L’enquête révèle de nombreuses failles et négligences. Gacy avait été signalé pour des agressions dès 1971, mais relâché faute de preuves. Sa respectabilité avait endormi les soupçons et les disparitions de jeunes marginalisés n’avaient pas alarmé outre mesure. Robert Piest, issu d’une famille stable, brise ce schéma, forçant ainsi les autorités à agir avec détermination. L’arrestation marque la fin d’un cauchemar, mais ouvre une plaie dans la conscience collective.

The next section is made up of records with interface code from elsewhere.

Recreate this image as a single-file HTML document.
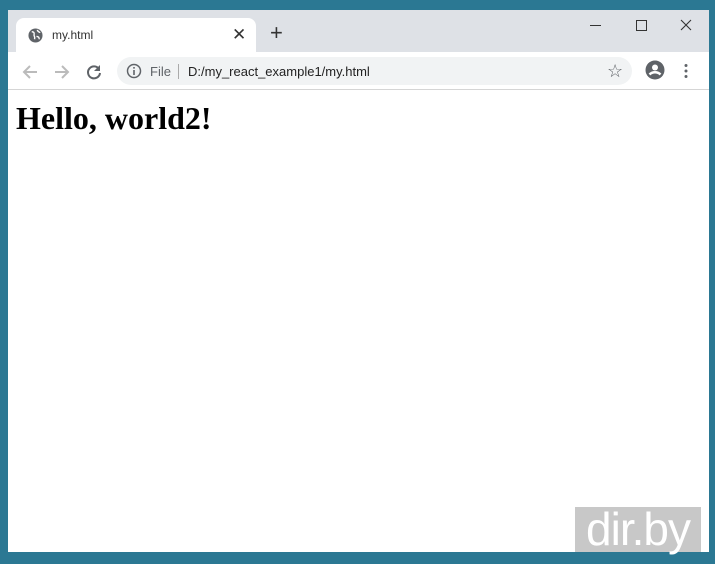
<!DOCTYPE html>
<html><head><style>
body{margin:0;width:715px;height:564px;background:#2b7893;position:relative;overflow:hidden;font-family:"Liberation Sans",sans-serif}
.win{position:absolute;left:8px;top:10px;width:701px;height:542px;background:#fff}
.strip{position:absolute;left:0;top:0;width:701px;height:42px;background:#dee1e6}
.tab{position:absolute;left:8px;top:8px;width:240px;height:34px;background:#fff;border-radius:8px 8px 0 0}
.tb{position:absolute;left:0;top:42px;width:701px;height:37px;background:#fff;border-bottom:1px solid #d5d5d5}
.omni{position:absolute;left:109px;top:5px;width:515px;height:28px;background:#f1f3f4;border-radius:14px}
.t{position:absolute;font-size:13px;color:#333}
h1{position:absolute;left:8px;top:90px;margin:0;font:bold 32px "Liberation Serif",serif;color:#000}
.wm{position:absolute;left:575px;top:507px;width:126px;height:45px;background:#c8c8c8;color:#fff;font-size:46px;line-height:44px;text-align:center;letter-spacing:-1px}
</style></head><body>
<div class="win">
<div class="strip">
<div class="tab">
<svg style="position:absolute;left:12px;top:10px" width="15" height="15" viewBox="0 0 16 16"><circle cx="8" cy="8" r="7.5" fill="#5f6368"/><path d="M4 4c2 0 3 1 2.5 3S8 9 7 12M10 2c0 2 2 2 3 3M9 9c2 0 3 1 3 3" stroke="#fff" stroke-width="1.5" fill="none"/></svg>
<div class="t" style="left:36px;top:10px;font-size:12px">my.html</div>
<div class="t" style="left:216px;top:7px;font-size:17px;color:#333">✕</div>
</div>
<div class="t" style="left:262px;top:12px;font-size:22px;line-height:22px;color:#333">+</div>
<div style="position:absolute;left:582px;top:15px;width:11px;height:1px;background:#333"></div>
<div style="position:absolute;left:628px;top:10px;width:9px;height:9px;border:1px solid #333"></div>
<svg style="position:absolute;left:672px;top:9px" width="12" height="12"><path d="M1 1L11 11M11 1L1 11" stroke="#333" stroke-width="1.1"/></svg>
</div>
<div class="tb">
<svg style="position:absolute;left:13px;top:11px" width="18" height="18" viewBox="0 0 18 18"><path d="M16 9H3M9 3L3 9l6 6" stroke="#bbb" stroke-width="2" fill="none"/></svg>
<svg style="position:absolute;left:45px;top:11px" width="18" height="18" viewBox="0 0 18 18"><path d="M2 9h13M9 3l6 6-6 6" stroke="#bbb" stroke-width="2" fill="none"/></svg>
<svg style="position:absolute;left:77px;top:11px" width="18" height="18" viewBox="0 0 18 18"><path d="M14 6A6 6 0 1 0 15 10" stroke="#5f6368" stroke-width="2" fill="none"/><path d="M15 2v6H9z" fill="#5f6368"/></svg>
<div class="omni">
<svg style="position:absolute;left:9px;top:6px" width="16" height="16" viewBox="0 0 16 16"><circle cx="8" cy="8" r="6.5" stroke="#5f6368" stroke-width="1.5" fill="none"/><path d="M8 7v5M8 4v1.6" stroke="#5f6368" stroke-width="1.6"/></svg>
<div class="t" style="left:33px;top:7px;color:#5f6368">File</div>
<div style="position:absolute;left:61px;top:7px;width:1px;height:15px;background:#aaa"></div>
<div class="t" style="left:71px;top:7px;color:#222">D:/my_react_example1/my.html</div>
<div class="t" style="left:490px;top:4px;font-size:18px;color:#5f6368">☆</div>
</div>
<svg style="position:absolute;left:637px;top:8px" width="20" height="20" viewBox="0 0 20 20"><circle cx="10" cy="10" r="9.5" fill="#5f6368"/><circle cx="10" cy="7.5" r="3" fill="#fff"/><path d="M4.5 14.5c3-3 8-3 11 0" stroke="#fff" stroke-width="2.5" fill="none"/></svg>
<svg style="position:absolute;left:676px;top:11px" width="4" height="16"><circle cx="2" cy="2.5" r="1.5" fill="#5f6368"/><circle cx="2" cy="8" r="1.5" fill="#5f6368"/><circle cx="2" cy="13.5" r="1.5" fill="#5f6368"/></svg>
</div>
<h1>Hello, world2!</h1>
</div>
<div class="wm">dir.by</div>
</body></html>
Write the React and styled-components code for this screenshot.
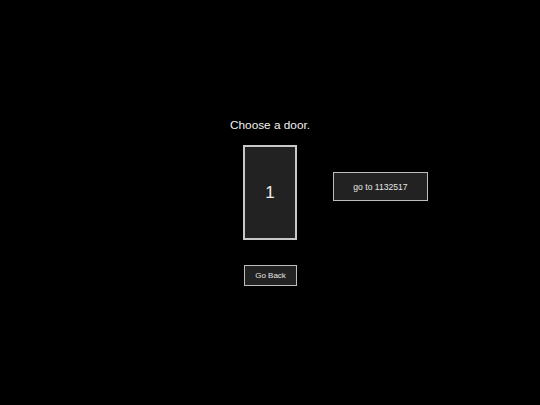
import React from "react";
import styled, { createGlobalStyle } from "styled-components";

const Global = createGlobalStyle`
  html, body {
    margin: 0;
    padding: 0;
    background: #000;
    height: 100%;
  }
  body {
    font-family: "Liberation Sans", Arial, sans-serif;
    color: #fff;
  }
`;

const Page = styled.div`
  width: 540px;
  height: 405px;
  background: #000;
  display: flex;
  flex-direction: column;
  align-items: center;
  padding-top: 118px;
  box-sizing: border-box;
`;

const Title = styled.div`
  font-size: 11.8px;
  line-height: 14px;
  color: #f2f2f2;
`;

const Row = styled.div`
  width: 100%;
  display: grid;
  grid-template-columns: 1fr 54px 1fr;
  margin-top: 13px;
`;

const Door = styled.div`
  grid-column: 2;
  width: 54px;
  height: 95px;
  box-sizing: border-box;
  border: 2px solid #c8c8c8;
  background: #222;
  display: flex;
  align-items: center;
  justify-content: center;
  font-size: 17px;
  color: #eee;
`;

const Side = styled.div`
  grid-column: 3;
  display: flex;
  align-items: flex-start;
`;

const Button = styled.button`
  box-sizing: border-box;
  width: ${(p) => p.$w}px;
  height: ${(p) => p.$h}px;
  margin: ${(p) => p.$m};
  border: 1px solid #bdbdbd;
  background: #222;
  color: #e6e6e6;
  font-family: "Liberation Sans", Arial, sans-serif;
  font-size: ${(p) => p.$fs}px;
  padding: 0;
  display: flex;
  align-items: center;
  justify-content: center;
  cursor: pointer;
`;

export default function App() {
  return (
    <>
      <Global />
      <Page>
        <Title>Choose a door.</Title>
        <Row>
          <Door>1</Door>
          <Side>
            <Button $w={95} $h={29} $fs={8.6} $m="27px 0 0 36px">
              go to 1132517
            </Button>
          </Side>
        </Row>
        <Button $w={53} $h={21} $fs={8} $m="25px 0 0 1px">
          Go Back
        </Button>
      </Page>
    </>
  );
}
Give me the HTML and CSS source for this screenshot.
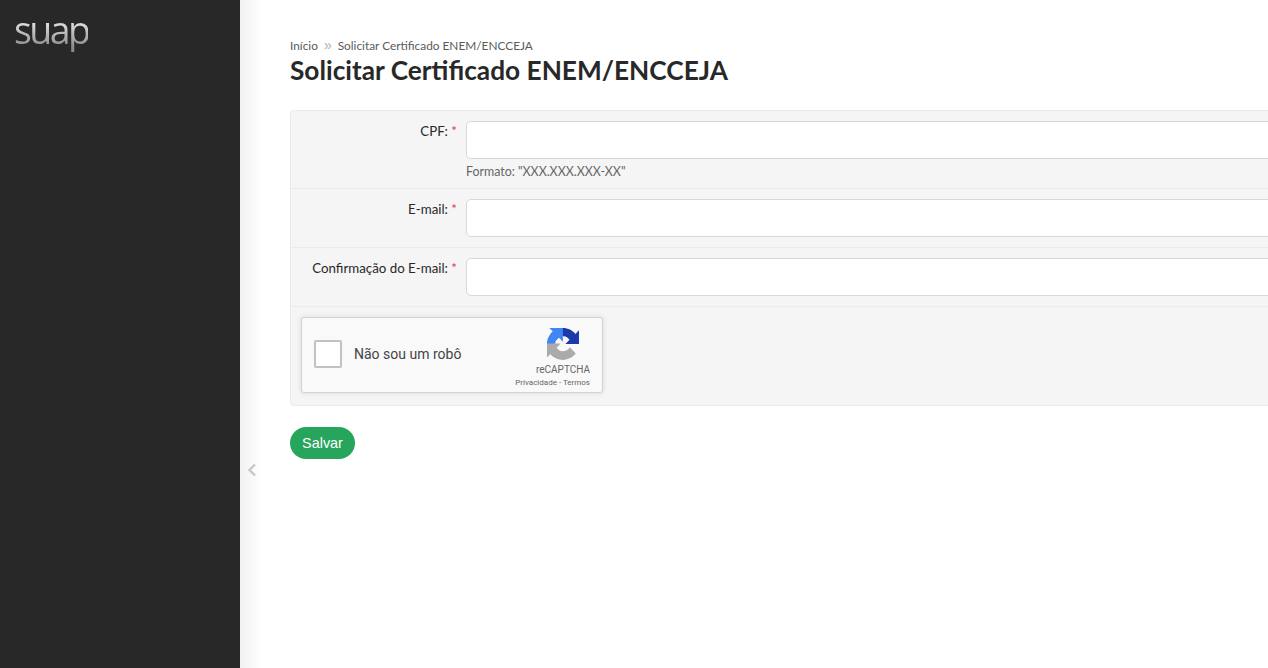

Un monstre face à la justice
Le procès s’ouvre le 6 février 1980 à Chicago. Gacy, défendu par Sam Amirante et Robert Motta, plaide la folie, invoquant des troubles multiples – personnalité borderline, schizophrénie paranoïde. Les psychiatres s’opposent : certains y voient un déséquilibré, d’autres un calculateur lucide, capable de mener une double vie. Les témoignages des survivants, comme Rignall, et les descriptions des corps – certains identifiés via des dossiers dentaires – accablent l’accusé.
Le jury délibère dix heures. Le 13 mars 1980, Gacy est reconnu coupable de 33 meurtres, un record dans l’histoire judiciaire américaine. Condamné à 21 peines de prison à vie et 12 peines de mort, il est envoyé dans le couloir de la mort au Stateville Correctional Center. Sa défense s’effondre face à la premeditation évidente : il avait construit un piège dans sa maison, un tombeau pour ses victimes. Jusqu’au bout, il proclame son innocence, accusant ses employés ou les victimes elles-mêmes.
L’identification des corps, un calvaire pour les familles, se poursuit. Six victimes restent anonymes à ce jour, malgré les avancées en ADN. Les proches pleurent des fils, des frères, des amis, souvent des laissés-pour-compte que Gacy avait su facilement repérer. Le procès, médiatisé à outrance, expose une société confrontée à sa propre cécité face au mal tapi dans ses rangs.
Le 10 mai 1994, Gacy est exécuté par injection létale. Ses derniers mots, "Embrassez mon cul", reflètent son mépris. Mais son ombre persiste. La figure du clown, symbole de joie, devient synonyme de terreur. Stephen King, inspiré par Gacy, crée Pennywise dans Ça (1986), un roman qui cristallise cette peur et qui fera l'objet de plusieurs films.